◆ **The problem**
Reproduce every record exactly as it appears, but not the pictures.

(Web page code records)

--------------------

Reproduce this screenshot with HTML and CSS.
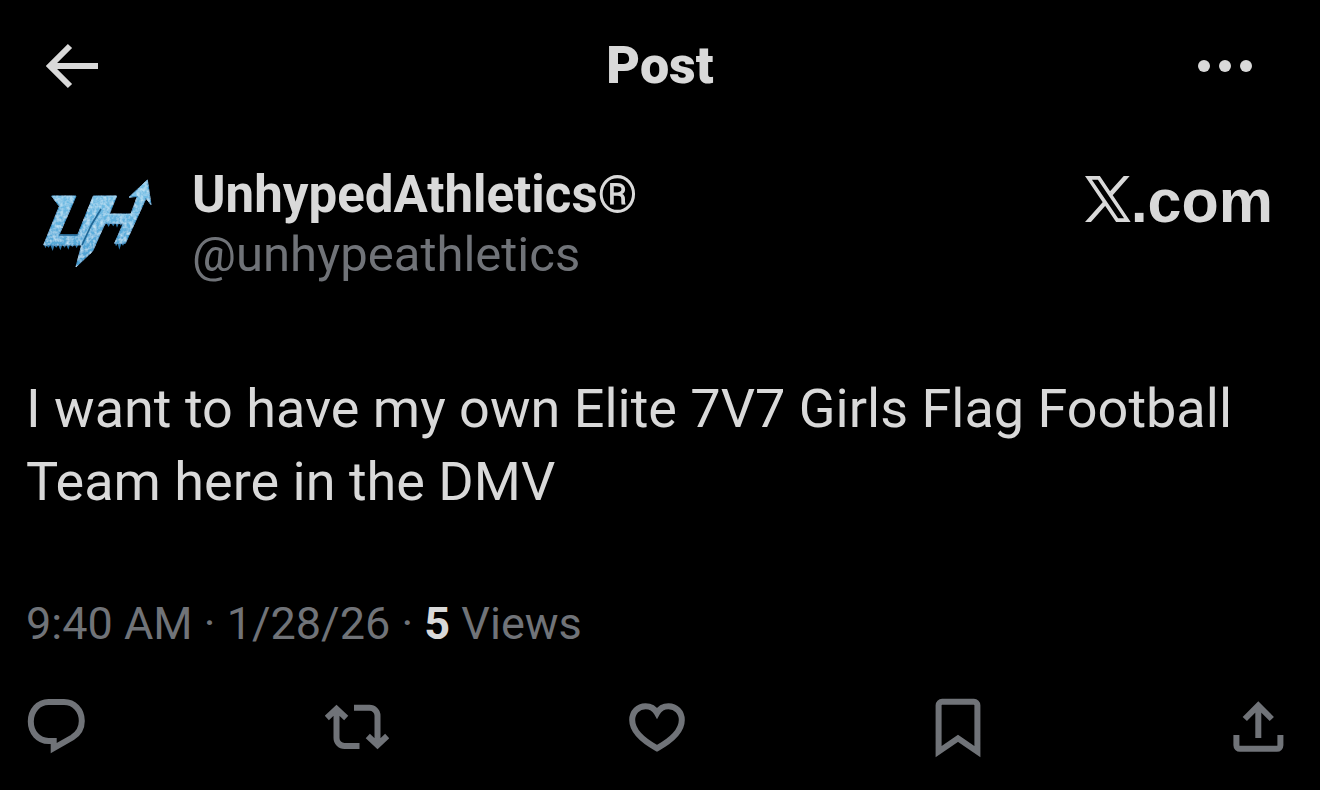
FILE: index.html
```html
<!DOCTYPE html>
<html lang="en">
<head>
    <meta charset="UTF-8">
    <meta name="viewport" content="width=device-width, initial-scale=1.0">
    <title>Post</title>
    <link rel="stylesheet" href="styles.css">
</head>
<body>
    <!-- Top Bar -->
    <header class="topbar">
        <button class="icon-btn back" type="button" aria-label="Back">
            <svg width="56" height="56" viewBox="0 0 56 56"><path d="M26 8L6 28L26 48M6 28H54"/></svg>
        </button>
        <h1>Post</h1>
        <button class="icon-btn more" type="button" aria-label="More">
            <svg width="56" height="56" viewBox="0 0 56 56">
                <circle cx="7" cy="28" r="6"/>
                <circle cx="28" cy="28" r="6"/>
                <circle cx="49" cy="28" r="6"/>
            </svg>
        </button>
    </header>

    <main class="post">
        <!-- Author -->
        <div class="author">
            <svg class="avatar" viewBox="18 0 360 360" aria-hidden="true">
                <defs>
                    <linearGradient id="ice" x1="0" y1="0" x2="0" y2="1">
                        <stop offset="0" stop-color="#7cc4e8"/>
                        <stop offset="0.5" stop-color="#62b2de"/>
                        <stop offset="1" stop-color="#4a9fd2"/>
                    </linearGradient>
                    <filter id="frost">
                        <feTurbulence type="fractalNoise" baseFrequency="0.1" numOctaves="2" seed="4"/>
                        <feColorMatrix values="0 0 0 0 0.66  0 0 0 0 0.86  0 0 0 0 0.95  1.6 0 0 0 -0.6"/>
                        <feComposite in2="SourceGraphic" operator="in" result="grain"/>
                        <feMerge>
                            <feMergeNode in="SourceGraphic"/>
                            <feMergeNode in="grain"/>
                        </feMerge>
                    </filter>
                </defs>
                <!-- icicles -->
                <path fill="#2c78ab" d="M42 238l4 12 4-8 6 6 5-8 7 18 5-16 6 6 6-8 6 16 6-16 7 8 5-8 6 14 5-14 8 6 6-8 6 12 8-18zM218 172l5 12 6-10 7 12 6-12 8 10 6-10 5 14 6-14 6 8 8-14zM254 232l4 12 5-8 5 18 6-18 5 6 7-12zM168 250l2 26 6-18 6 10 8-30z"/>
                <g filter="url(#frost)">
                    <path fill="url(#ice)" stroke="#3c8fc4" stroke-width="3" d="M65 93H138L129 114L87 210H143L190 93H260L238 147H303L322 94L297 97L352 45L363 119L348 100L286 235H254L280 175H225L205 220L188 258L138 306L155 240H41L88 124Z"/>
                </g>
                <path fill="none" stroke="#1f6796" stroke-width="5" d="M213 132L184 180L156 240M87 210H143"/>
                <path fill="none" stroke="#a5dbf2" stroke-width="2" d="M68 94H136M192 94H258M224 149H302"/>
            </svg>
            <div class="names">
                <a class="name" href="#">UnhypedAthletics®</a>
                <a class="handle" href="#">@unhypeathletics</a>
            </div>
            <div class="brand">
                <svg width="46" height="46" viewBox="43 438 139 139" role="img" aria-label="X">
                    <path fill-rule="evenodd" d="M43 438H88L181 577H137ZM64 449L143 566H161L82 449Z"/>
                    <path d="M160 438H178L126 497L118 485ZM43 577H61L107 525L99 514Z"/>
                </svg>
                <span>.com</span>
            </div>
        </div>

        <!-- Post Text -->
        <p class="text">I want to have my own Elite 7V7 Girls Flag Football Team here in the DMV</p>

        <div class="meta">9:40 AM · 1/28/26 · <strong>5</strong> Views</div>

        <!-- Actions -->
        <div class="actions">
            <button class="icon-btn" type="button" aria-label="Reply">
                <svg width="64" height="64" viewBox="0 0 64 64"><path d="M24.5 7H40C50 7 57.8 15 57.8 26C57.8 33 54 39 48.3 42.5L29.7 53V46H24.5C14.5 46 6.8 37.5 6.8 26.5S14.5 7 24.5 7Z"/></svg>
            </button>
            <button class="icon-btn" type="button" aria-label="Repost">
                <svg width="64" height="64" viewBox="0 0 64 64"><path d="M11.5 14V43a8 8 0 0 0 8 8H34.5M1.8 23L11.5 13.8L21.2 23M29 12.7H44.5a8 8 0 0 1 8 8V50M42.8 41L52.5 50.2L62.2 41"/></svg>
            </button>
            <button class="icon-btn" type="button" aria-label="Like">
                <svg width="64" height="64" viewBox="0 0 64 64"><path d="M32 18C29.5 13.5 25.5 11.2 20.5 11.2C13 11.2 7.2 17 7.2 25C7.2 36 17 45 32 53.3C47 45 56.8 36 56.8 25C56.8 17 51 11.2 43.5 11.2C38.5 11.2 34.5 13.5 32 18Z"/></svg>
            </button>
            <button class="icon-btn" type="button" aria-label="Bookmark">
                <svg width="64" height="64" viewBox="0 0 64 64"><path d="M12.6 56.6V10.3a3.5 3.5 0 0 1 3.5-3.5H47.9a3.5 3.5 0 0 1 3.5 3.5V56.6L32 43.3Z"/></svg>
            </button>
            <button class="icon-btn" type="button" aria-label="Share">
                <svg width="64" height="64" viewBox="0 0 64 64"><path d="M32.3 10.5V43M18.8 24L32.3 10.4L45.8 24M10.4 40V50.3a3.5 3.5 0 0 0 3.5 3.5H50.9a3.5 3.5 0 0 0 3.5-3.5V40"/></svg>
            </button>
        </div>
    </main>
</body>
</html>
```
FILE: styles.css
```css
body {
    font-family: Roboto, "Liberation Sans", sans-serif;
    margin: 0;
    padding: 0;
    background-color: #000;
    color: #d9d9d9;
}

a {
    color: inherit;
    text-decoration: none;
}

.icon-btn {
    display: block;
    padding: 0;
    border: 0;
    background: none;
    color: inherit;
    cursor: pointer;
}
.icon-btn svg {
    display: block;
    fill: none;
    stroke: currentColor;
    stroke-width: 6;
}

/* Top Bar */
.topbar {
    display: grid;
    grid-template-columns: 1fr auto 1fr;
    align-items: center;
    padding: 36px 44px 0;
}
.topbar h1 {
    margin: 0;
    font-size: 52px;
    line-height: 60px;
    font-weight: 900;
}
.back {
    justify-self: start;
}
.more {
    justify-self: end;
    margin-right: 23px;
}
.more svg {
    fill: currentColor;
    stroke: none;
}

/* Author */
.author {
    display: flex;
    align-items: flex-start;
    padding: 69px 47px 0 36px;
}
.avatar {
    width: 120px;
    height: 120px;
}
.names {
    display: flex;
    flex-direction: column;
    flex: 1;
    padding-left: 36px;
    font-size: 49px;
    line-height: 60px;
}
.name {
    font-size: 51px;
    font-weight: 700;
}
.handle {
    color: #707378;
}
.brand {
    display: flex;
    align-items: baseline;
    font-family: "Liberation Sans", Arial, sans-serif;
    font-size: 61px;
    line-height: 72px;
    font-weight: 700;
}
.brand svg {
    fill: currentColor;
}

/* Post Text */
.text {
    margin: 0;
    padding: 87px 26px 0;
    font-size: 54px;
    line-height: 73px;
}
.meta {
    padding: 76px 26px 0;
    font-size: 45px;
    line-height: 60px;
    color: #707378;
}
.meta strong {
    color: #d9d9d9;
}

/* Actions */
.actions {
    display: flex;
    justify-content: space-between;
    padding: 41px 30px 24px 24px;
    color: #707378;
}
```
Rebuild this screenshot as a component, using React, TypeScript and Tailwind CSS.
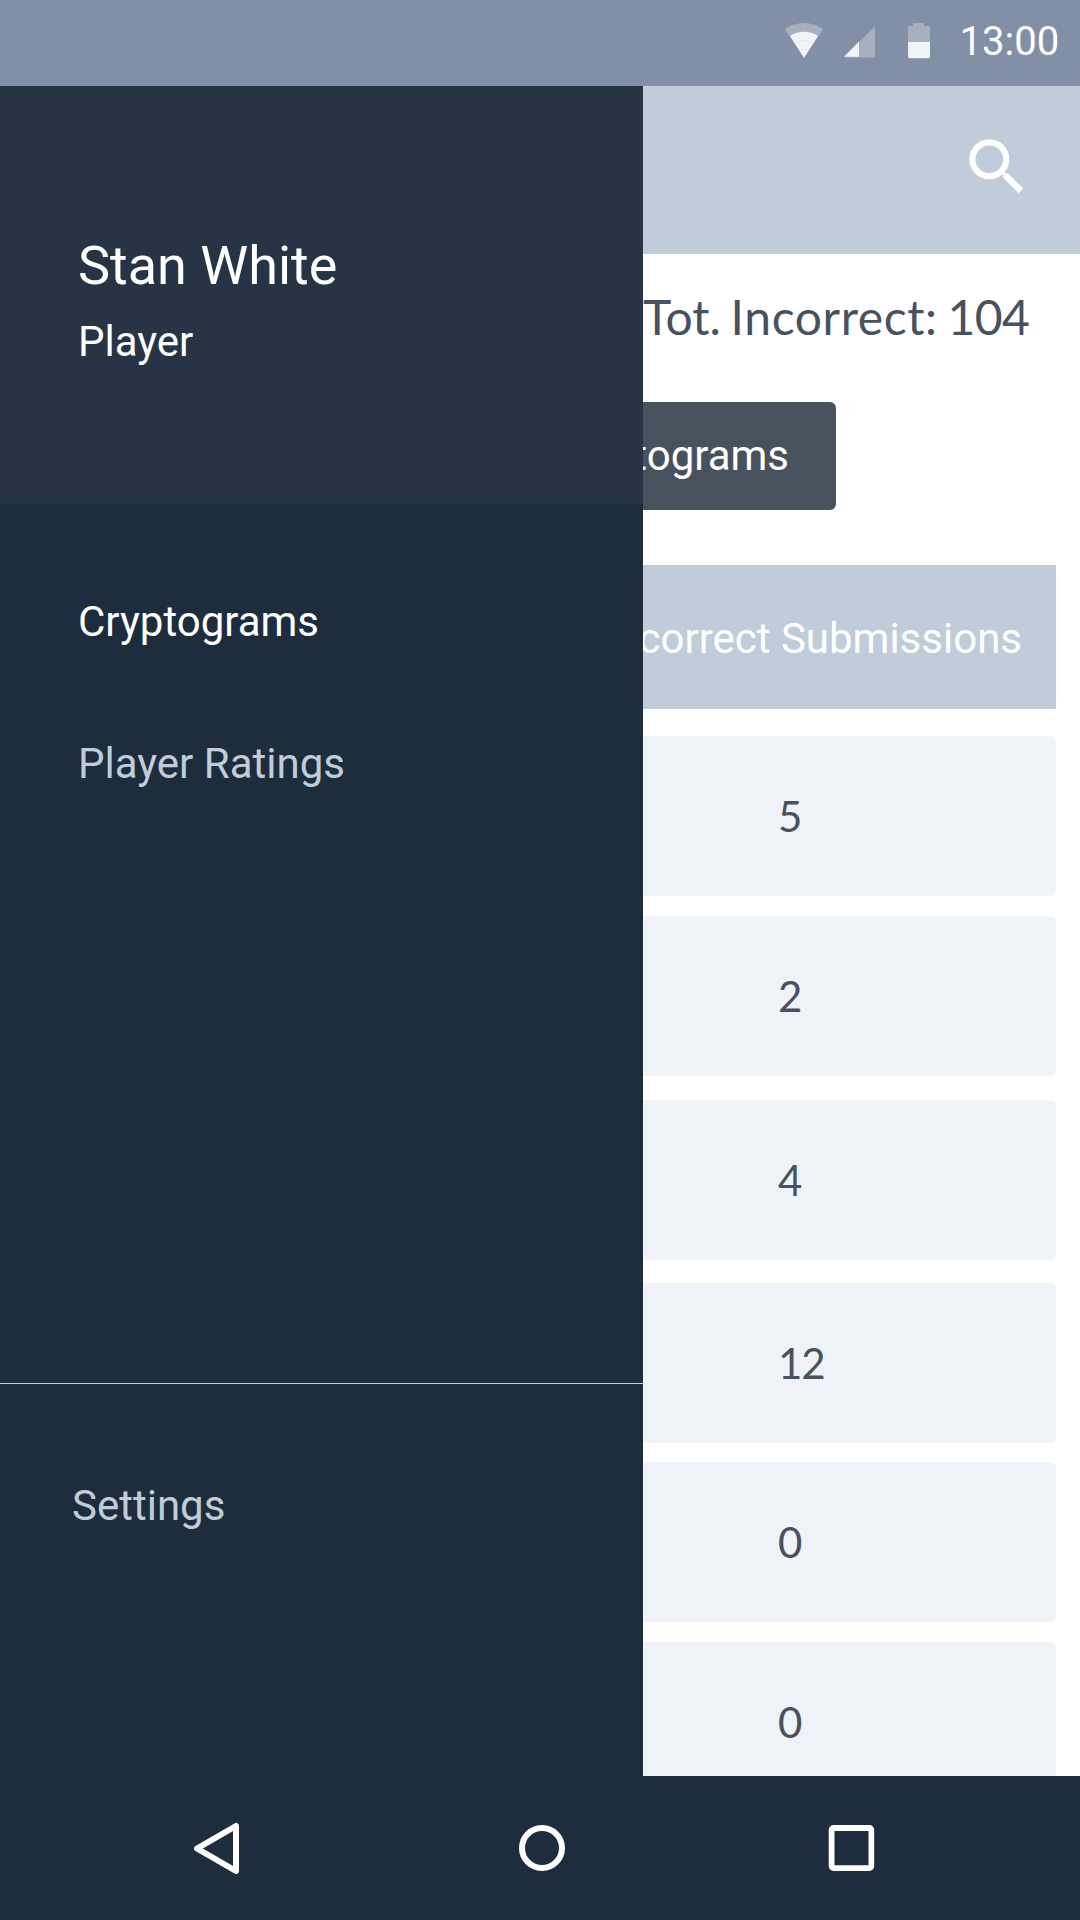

--------------------

◆ **Written solution**
Reproduce this screenshot with HTML and CSS.
FILE: index.html
```html
<!DOCTYPE html>
<html lang="en">
<head>
    <meta charset="UTF-8">
    <meta name="viewport" content="width=device-width, initial-scale=1.0">
    <title>Post</title>
    <link rel="stylesheet" href="styles.css">
</head>
<body>
    <!-- Top Bar -->
    <header class="topbar">
        <button class="icon-btn back" type="button" aria-label="Back">
            <svg width="56" height="56" viewBox="0 0 56 56"><path d="M26 8L6 28L26 48M6 28H54"/></svg>
        </button>
        <h1>Post</h1>
        <button class="icon-btn more" type="button" aria-label="More">
            <svg width="56" height="56" viewBox="0 0 56 56">
                <circle cx="7" cy="28" r="6"/>
                <circle cx="28" cy="28" r="6"/>
                <circle cx="49" cy="28" r="6"/>
            </svg>
        </button>
    </header>

    <main class="post">
        <!-- Author -->
        <div class="author">
            <svg class="avatar" viewBox="18 0 360 360" aria-hidden="true">
                <defs>
                    <linearGradient id="ice" x1="0" y1="0" x2="0" y2="1">
                        <stop offset="0" stop-color="#7cc4e8"/>
                        <stop offset="0.5" stop-color="#62b2de"/>
                        <stop offset="1" stop-color="#4a9fd2"/>
                    </linearGradient>
                    <filter id="frost">
                        <feTurbulence type="fractalNoise" baseFrequency="0.1" numOctaves="2" seed="4"/>
                        <feColorMatrix values="0 0 0 0 0.66  0 0 0 0 0.86  0 0 0 0 0.95  1.6 0 0 0 -0.6"/>
                        <feComposite in2="SourceGraphic" operator="in" result="grain"/>
                        <feMerge>
                            <feMergeNode in="SourceGraphic"/>
                            <feMergeNode in="grain"/>
                        </feMerge>
                    </filter>
                </defs>
                <!-- icicles -->
                <path fill="#2c78ab" d="M42 238l4 12 4-8 6 6 5-8 7 18 5-16 6 6 6-8 6 16 6-16 7 8 5-8 6 14 5-14 8 6 6-8 6 12 8-18zM218 172l5 12 6-10 7 12 6-12 8 10 6-10 5 14 6-14 6 8 8-14zM254 232l4 12 5-8 5 18 6-18 5 6 7-12zM168 250l2 26 6-18 6 10 8-30z"/>
                <g filter="url(#frost)">
                    <path fill="url(#ice)" stroke="#3c8fc4" stroke-width="3" d="M65 93H138L129 114L87 210H143L190 93H260L238 147H303L322 94L297 97L352 45L363 119L348 100L286 235H254L280 175H225L205 220L188 258L138 306L155 240H41L88 124Z"/>
                </g>
                <path fill="none" stroke="#1f6796" stroke-width="5" d="M213 132L184 180L156 240M87 210H143"/>
                <path fill="none" stroke="#a5dbf2" stroke-width="2" d="M68 94H136M192 94H258M224 149H302"/>
            </svg>
            <div class="names">
                <a class="name" href="#">UnhypedAthletics®</a>
                <a class="handle" href="#">@unhypeathletics</a>
            </div>
            <div class="brand">
                <svg width="46" height="46" viewBox="43 438 139 139" role="img" aria-label="X">
                    <path fill-rule="evenodd" d="M43 438H88L181 577H137ZM64 449L143 566H161L82 449Z"/>
                    <path d="M160 438H178L126 497L118 485ZM43 577H61L107 525L99 514Z"/>
                </svg>
                <span>.com</span>
            </div>
        </div>

        <!-- Post Text -->
        <p class="text">I want to have my own Elite 7V7 Girls Flag Football Team here in the DMV</p>

        <div class="meta">9:40 AM · 1/28/26 · <strong>5</strong> Views</div>

        <!-- Actions -->
        <div class="actions">
            <button class="icon-btn" type="button" aria-label="Reply">
                <svg width="64" height="64" viewBox="0 0 64 64"><path d="M24.5 7H40C50 7 57.8 15 57.8 26C57.8 33 54 39 48.3 42.5L29.7 53V46H24.5C14.5 46 6.8 37.5 6.8 26.5S14.5 7 24.5 7Z"/></svg>
            </button>
            <button class="icon-btn" type="button" aria-label="Repost">
                <svg width="64" height="64" viewBox="0 0 64 64"><path d="M11.5 14V43a8 8 0 0 0 8 8H34.5M1.8 23L11.5 13.8L21.2 23M29 12.7H44.5a8 8 0 0 1 8 8V50M42.8 41L52.5 50.2L62.2 41"/></svg>
            </button>
            <button class="icon-btn" type="button" aria-label="Like">
                <svg width="64" height="64" viewBox="0 0 64 64"><path d="M32 18C29.5 13.5 25.5 11.2 20.5 11.2C13 11.2 7.2 17 7.2 25C7.2 36 17 45 32 53.3C47 45 56.8 36 56.8 25C56.8 17 51 11.2 43.5 11.2C38.5 11.2 34.5 13.5 32 18Z"/></svg>
            </button>
            <button class="icon-btn" type="button" aria-label="Bookmark">
                <svg width="64" height="64" viewBox="0 0 64 64"><path d="M12.6 56.6V10.3a3.5 3.5 0 0 1 3.5-3.5H47.9a3.5 3.5 0 0 1 3.5 3.5V56.6L32 43.3Z"/></svg>
            </button>
            <button class="icon-btn" type="button" aria-label="Share">
                <svg width="64" height="64" viewBox="0 0 64 64"><path d="M32.3 10.5V43M18.8 24L32.3 10.4L45.8 24M10.4 40V50.3a3.5 3.5 0 0 0 3.5 3.5H50.9a3.5 3.5 0 0 0 3.5-3.5V40"/></svg>
            </button>
        </div>
    </main>
</body>
</html>
```
FILE: styles.css
```css
body {
    font-family: Roboto, "Liberation Sans", sans-serif;
    margin: 0;
    padding: 0;
    background-color: #000;
    color: #d9d9d9;
}

a {
    color: inherit;
    text-decoration: none;
}

.icon-btn {
    display: block;
    padding: 0;
    border: 0;
    background: none;
    color: inherit;
    cursor: pointer;
}
.icon-btn svg {
    display: block;
    fill: none;
    stroke: currentColor;
    stroke-width: 6;
}

/* Top Bar */
.topbar {
    display: grid;
    grid-template-columns: 1fr auto 1fr;
    align-items: center;
    padding: 36px 44px 0;
}
.topbar h1 {
    margin: 0;
    font-size: 52px;
    line-height: 60px;
    font-weight: 900;
}
.back {
    justify-self: start;
}
.more {
    justify-self: end;
    margin-right: 23px;
}
.more svg {
    fill: currentColor;
    stroke: none;
}

/* Author */
.author {
    display: flex;
    align-items: flex-start;
    padding: 69px 47px 0 36px;
}
.avatar {
    width: 120px;
    height: 120px;
}
.names {
    display: flex;
    flex-direction: column;
    flex: 1;
    padding-left: 36px;
    font-size: 49px;
    line-height: 60px;
}
.name {
    font-size: 51px;
    font-weight: 700;
}
.handle {
    color: #707378;
}
.brand {
    display: flex;
    align-items: baseline;
    font-family: "Liberation Sans", Arial, sans-serif;
    font-size: 61px;
    line-height: 72px;
    font-weight: 700;
}
.brand svg {
    fill: currentColor;
}

/* Post Text */
.text {
    margin: 0;
    padding: 87px 26px 0;
    font-size: 54px;
    line-height: 73px;
}
.meta {
    padding: 76px 26px 0;
    font-size: 45px;
    line-height: 60px;
    color: #707378;
}
.meta strong {
    color: #d9d9d9;
}

/* Actions */
.actions {
    display: flex;
    justify-content: space-between;
    padding: 41px 30px 24px 24px;
    color: #707378;
}
```
Rebuild this screenshot as a component, using React, TypeScript and Tailwind CSS.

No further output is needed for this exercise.